- **Challenge**
Look through the lines below and extract each one that contains "index".

- **The data**
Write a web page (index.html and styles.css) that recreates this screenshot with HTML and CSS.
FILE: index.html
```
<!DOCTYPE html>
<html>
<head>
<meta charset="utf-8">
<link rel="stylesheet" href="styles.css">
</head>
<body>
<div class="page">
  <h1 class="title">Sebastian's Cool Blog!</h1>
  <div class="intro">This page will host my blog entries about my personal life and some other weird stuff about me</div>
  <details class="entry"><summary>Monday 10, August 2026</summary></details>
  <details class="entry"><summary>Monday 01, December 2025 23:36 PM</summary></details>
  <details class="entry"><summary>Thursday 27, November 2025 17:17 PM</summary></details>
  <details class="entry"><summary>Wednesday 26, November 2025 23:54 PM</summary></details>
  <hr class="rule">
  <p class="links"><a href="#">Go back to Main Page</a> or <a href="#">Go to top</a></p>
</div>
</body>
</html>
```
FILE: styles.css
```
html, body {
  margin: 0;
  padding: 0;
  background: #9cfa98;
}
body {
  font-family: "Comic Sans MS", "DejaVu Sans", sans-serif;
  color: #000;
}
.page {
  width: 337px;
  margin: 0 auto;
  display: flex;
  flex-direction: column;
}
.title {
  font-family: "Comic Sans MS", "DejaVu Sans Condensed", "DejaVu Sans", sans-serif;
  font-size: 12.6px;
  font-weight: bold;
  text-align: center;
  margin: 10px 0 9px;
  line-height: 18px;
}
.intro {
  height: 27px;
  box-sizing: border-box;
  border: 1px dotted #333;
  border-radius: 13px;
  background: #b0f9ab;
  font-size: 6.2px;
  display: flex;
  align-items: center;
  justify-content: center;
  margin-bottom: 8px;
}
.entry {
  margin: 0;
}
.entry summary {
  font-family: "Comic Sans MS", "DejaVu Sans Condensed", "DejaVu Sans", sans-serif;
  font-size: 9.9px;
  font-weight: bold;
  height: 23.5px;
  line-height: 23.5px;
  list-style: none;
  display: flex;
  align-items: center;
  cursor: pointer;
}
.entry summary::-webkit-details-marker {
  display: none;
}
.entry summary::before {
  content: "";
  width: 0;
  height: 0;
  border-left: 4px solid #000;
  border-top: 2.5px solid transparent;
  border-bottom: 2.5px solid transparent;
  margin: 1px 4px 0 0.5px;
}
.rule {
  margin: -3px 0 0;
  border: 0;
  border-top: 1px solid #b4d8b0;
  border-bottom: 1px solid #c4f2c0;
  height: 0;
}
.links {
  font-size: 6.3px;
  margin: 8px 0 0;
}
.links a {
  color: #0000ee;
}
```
...
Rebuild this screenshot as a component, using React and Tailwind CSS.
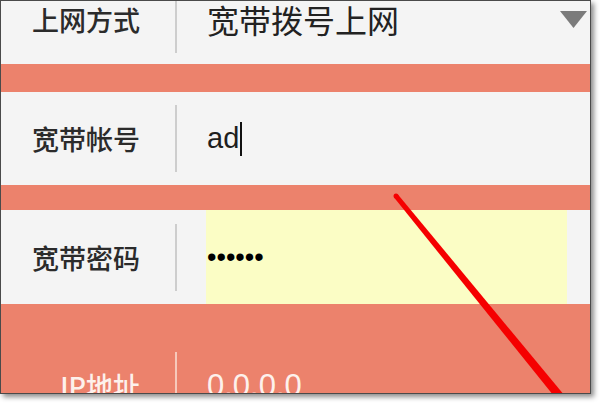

- **Complete response**
Write a web page (index.html and styles.css) that recreates this screenshot with HTML and CSS.
FILE: index.html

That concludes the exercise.